__Directions for this task__:
Count, in the entries below, the lines in which "index" occurs. Give the number, nothing more.

(Data extracted from a collection)
● ● ● ● ● ● ●

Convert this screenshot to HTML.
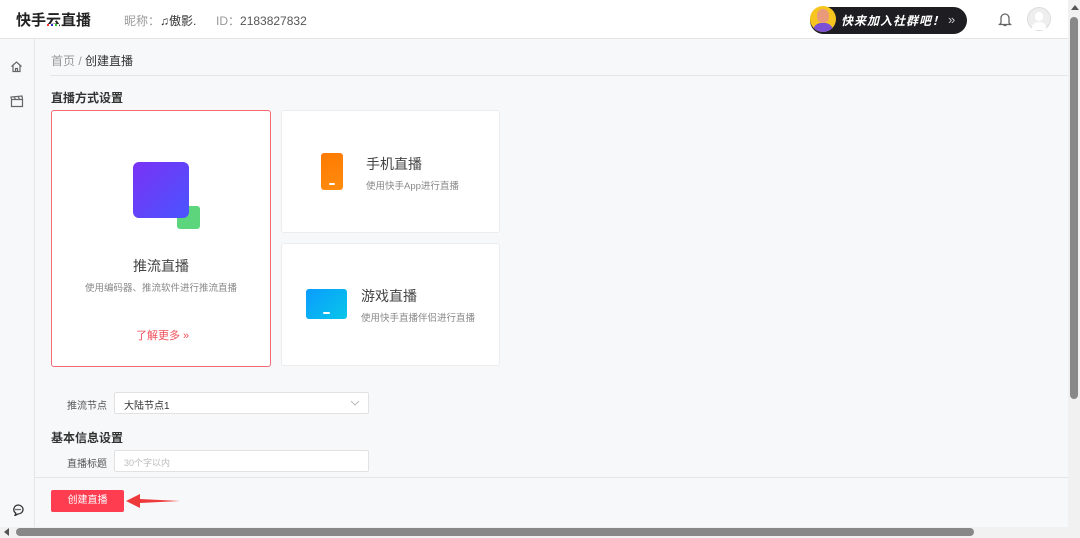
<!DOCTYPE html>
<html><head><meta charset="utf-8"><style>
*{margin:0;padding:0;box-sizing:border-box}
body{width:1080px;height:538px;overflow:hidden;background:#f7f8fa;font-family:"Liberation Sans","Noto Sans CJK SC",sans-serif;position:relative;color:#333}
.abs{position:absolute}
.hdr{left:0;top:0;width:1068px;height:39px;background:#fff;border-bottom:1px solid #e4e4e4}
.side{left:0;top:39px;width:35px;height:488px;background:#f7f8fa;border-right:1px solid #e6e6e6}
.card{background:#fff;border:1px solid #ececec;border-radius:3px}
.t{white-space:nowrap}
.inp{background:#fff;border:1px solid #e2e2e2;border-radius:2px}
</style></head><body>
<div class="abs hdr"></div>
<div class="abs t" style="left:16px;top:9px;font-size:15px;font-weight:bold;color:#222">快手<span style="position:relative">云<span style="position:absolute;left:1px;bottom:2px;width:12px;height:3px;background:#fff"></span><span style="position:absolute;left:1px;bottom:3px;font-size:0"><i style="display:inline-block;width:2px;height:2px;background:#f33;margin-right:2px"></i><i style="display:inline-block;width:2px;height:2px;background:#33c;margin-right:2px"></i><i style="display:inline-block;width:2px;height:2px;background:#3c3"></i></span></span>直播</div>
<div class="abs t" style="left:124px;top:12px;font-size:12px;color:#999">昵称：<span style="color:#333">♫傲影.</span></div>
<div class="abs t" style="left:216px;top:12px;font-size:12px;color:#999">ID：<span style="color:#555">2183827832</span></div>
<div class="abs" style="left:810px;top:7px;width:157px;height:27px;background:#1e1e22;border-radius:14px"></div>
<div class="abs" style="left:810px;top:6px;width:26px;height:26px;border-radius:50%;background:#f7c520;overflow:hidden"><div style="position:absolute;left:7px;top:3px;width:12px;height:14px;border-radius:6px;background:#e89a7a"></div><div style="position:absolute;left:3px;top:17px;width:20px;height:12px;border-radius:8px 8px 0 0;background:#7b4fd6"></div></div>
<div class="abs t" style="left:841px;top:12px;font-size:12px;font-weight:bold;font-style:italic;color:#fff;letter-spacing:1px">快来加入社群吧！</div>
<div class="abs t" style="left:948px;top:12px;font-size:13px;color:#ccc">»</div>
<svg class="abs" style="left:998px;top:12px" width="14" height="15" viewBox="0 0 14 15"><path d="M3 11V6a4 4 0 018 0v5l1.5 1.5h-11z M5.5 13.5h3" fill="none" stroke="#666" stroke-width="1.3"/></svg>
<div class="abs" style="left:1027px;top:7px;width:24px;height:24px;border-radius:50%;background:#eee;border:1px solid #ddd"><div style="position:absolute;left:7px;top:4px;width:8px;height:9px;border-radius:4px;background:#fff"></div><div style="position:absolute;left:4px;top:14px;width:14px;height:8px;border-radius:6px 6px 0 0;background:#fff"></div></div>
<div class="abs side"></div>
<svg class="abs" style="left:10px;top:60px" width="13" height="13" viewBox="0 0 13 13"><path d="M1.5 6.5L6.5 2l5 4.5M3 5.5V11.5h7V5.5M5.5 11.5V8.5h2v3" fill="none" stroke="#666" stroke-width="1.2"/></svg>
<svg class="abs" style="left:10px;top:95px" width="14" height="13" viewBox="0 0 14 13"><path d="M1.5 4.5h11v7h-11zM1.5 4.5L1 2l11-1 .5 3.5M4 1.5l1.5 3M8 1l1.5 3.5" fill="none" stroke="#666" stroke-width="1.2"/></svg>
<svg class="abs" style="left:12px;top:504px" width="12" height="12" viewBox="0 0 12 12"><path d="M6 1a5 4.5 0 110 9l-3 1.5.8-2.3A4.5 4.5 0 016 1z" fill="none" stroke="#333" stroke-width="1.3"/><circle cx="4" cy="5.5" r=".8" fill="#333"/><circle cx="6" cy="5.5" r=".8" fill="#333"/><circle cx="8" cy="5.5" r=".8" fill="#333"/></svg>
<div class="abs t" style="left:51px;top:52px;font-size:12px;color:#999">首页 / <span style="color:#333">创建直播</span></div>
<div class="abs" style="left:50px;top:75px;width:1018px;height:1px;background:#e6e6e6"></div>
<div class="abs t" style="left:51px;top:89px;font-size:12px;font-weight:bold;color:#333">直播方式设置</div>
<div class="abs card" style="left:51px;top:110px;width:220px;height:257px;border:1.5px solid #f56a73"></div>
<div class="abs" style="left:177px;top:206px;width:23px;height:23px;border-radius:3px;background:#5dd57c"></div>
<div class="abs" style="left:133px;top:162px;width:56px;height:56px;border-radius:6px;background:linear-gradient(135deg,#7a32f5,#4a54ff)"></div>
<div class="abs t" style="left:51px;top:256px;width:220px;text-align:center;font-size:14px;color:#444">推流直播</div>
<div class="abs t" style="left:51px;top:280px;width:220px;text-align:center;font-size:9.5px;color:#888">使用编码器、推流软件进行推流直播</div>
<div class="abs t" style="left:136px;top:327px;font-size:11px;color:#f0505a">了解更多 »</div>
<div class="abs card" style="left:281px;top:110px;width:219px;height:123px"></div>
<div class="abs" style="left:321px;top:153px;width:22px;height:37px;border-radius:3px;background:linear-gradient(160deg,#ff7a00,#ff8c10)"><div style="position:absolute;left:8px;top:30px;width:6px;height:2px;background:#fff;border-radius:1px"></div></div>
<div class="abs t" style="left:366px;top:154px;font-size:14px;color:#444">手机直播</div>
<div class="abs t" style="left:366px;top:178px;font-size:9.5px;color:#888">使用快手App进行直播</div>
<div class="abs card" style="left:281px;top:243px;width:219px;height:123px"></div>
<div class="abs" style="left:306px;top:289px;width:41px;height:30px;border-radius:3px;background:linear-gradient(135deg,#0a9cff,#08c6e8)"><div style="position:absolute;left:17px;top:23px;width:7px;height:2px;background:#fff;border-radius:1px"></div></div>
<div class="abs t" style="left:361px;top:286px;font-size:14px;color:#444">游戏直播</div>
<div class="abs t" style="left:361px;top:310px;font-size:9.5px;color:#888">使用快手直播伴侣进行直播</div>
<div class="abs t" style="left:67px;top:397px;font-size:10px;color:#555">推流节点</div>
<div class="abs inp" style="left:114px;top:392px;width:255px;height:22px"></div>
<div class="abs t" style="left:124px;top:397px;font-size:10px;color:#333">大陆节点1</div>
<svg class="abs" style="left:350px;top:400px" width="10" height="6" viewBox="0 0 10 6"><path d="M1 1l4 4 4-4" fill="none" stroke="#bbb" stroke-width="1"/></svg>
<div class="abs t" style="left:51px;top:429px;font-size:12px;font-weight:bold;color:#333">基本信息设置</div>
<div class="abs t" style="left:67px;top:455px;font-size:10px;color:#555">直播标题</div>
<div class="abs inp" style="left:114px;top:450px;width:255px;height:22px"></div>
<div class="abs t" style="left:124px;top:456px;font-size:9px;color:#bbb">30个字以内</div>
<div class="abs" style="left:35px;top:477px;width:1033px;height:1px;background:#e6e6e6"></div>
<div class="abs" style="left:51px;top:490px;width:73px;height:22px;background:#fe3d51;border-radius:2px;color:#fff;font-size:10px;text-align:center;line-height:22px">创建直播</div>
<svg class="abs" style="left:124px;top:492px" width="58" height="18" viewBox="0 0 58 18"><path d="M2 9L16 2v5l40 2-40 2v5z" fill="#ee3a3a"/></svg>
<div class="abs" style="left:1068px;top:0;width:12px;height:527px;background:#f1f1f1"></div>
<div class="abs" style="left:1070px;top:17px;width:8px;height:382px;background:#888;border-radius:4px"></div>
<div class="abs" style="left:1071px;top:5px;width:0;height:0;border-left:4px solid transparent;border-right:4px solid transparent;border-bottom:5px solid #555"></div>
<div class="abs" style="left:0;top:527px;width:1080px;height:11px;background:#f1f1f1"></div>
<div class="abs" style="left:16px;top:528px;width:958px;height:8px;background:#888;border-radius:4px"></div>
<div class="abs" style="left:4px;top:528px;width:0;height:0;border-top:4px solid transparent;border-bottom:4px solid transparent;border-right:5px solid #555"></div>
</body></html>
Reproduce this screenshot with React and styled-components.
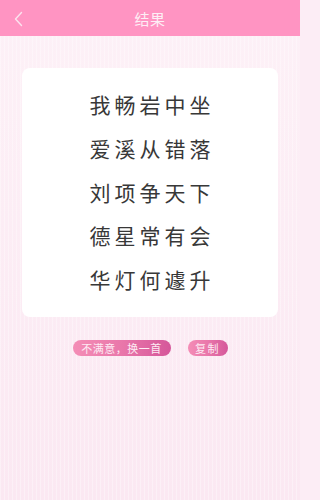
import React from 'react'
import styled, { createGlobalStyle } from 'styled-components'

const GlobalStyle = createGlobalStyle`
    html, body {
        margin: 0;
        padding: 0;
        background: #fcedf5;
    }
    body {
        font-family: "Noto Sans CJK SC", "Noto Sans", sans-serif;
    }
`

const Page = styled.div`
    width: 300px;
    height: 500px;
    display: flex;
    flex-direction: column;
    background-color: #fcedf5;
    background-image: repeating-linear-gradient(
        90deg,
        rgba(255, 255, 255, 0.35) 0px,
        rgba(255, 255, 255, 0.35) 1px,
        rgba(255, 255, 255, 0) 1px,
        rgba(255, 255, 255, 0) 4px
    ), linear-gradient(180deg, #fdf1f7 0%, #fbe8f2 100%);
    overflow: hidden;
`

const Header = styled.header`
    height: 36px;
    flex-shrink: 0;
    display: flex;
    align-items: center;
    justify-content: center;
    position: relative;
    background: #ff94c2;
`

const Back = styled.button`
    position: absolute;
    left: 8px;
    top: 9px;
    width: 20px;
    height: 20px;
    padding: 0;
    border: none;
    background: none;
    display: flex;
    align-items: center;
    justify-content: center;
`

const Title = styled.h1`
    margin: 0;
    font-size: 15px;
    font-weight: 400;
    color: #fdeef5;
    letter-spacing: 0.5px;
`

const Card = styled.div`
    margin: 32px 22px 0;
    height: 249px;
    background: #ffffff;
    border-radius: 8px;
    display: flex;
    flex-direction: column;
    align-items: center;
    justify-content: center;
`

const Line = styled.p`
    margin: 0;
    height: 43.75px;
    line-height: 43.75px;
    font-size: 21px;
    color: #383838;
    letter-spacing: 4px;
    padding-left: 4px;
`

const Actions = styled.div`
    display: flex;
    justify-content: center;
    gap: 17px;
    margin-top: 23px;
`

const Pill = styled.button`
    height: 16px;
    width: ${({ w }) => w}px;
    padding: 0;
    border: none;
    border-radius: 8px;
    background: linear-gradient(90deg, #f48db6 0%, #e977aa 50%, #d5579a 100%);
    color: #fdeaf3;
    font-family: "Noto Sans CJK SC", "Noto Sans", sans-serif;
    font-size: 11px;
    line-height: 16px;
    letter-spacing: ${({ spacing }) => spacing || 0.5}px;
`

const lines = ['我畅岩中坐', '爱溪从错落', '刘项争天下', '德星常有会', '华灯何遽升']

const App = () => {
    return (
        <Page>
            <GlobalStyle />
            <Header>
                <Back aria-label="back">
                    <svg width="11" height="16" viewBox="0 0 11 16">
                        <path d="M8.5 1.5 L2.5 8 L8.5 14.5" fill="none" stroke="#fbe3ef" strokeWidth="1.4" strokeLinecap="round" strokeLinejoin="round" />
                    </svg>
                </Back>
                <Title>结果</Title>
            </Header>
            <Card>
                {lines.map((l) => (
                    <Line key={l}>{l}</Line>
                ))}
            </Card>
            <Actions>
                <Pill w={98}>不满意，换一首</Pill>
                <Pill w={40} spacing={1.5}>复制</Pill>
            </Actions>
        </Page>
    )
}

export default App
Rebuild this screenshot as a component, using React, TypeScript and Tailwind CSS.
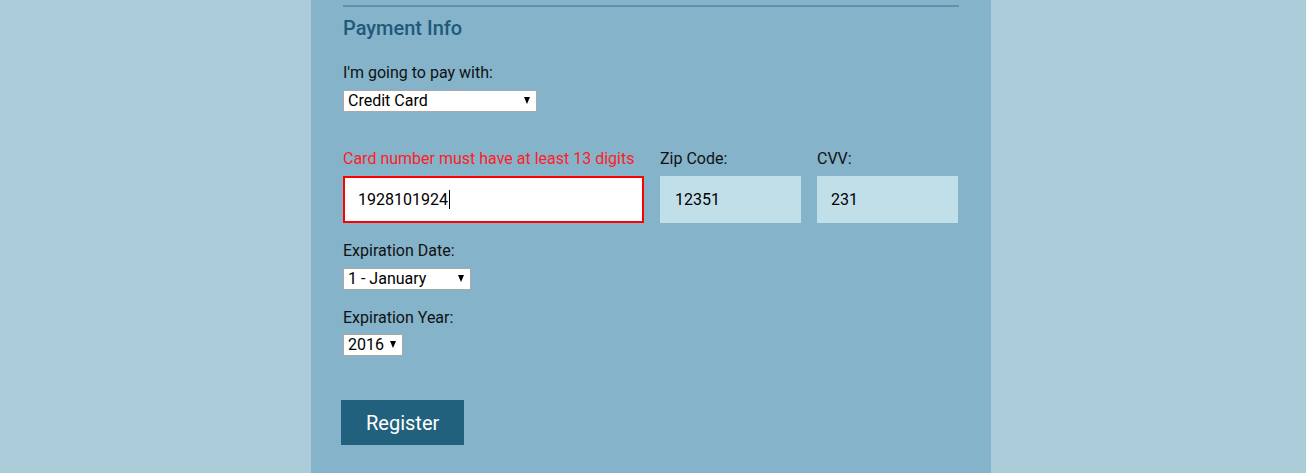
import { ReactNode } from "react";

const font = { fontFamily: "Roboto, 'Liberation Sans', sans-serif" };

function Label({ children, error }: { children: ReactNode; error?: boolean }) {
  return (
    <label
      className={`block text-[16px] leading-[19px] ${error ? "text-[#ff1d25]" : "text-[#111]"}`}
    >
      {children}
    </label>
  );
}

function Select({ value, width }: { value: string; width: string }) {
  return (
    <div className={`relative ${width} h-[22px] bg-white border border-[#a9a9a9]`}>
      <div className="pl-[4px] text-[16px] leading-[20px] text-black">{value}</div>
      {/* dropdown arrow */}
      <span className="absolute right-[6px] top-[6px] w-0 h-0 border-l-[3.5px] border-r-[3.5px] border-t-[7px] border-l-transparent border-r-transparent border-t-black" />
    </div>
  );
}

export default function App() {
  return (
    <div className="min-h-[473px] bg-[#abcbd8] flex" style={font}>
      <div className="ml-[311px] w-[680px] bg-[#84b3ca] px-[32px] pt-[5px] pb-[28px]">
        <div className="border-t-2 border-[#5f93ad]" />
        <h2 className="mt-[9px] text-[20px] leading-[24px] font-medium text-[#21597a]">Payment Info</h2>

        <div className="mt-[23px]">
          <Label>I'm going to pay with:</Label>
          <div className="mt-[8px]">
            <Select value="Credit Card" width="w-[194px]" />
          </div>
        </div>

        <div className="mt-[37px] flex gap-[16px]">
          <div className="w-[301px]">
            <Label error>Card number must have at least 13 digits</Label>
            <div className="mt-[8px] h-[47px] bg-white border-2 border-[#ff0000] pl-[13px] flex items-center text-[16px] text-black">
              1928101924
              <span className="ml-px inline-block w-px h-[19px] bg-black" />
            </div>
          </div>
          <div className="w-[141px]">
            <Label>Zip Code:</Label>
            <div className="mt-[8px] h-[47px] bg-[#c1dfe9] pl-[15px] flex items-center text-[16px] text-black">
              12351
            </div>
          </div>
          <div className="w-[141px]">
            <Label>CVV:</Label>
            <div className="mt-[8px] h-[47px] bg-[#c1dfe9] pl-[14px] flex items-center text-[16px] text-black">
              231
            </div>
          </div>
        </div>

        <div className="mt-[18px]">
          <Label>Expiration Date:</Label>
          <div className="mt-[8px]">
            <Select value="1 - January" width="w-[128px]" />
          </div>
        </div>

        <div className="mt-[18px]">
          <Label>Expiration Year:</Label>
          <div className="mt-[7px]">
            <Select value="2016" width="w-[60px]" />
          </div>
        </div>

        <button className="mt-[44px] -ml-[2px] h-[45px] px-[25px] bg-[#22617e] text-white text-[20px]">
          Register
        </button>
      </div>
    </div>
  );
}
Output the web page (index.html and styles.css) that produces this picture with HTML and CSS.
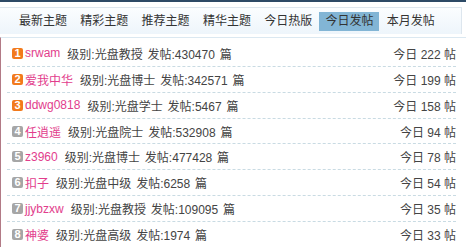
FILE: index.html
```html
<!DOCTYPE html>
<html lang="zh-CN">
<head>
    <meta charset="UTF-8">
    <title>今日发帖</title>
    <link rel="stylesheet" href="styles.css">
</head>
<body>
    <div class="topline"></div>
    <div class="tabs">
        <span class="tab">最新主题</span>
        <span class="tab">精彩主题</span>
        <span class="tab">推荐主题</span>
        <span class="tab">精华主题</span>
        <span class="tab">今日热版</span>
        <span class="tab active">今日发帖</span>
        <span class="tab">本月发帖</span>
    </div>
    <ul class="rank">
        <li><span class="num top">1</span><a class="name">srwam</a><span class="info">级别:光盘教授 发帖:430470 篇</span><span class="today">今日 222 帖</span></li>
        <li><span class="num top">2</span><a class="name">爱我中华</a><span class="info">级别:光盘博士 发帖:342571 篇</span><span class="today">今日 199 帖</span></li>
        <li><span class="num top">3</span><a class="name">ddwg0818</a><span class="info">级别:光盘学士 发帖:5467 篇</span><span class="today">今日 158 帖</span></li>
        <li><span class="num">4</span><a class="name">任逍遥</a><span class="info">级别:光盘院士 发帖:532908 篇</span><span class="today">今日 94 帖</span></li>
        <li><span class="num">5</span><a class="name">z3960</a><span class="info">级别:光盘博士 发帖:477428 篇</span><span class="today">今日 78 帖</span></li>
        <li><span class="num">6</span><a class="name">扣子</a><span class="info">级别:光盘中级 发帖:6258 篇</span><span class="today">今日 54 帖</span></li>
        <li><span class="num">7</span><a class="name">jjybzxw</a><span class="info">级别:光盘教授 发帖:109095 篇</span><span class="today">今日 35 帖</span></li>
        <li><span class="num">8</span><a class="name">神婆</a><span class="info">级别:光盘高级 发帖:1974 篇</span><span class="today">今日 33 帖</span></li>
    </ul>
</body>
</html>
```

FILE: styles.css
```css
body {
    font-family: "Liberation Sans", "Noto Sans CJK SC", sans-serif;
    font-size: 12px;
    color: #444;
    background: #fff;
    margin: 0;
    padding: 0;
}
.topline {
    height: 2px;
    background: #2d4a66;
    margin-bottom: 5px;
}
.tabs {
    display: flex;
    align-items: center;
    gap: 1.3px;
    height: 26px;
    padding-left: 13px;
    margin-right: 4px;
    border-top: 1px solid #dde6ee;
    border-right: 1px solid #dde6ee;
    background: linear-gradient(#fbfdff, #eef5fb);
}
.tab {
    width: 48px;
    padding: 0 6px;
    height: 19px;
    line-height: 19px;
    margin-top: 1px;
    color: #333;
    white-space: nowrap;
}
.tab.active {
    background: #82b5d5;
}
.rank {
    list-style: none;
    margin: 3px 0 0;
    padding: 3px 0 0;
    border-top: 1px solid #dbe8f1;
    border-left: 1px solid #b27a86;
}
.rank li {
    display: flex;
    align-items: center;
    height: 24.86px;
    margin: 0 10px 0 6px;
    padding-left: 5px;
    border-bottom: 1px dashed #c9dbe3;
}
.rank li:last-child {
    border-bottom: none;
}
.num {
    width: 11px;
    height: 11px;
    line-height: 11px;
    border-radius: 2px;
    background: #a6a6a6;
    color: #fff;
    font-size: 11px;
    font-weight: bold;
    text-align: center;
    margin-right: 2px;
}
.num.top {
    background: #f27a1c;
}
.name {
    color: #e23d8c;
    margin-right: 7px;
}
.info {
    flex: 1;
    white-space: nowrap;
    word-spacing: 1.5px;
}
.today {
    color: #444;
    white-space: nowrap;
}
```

● ● ● ● ● ● ●

__Output for this exercise__:
2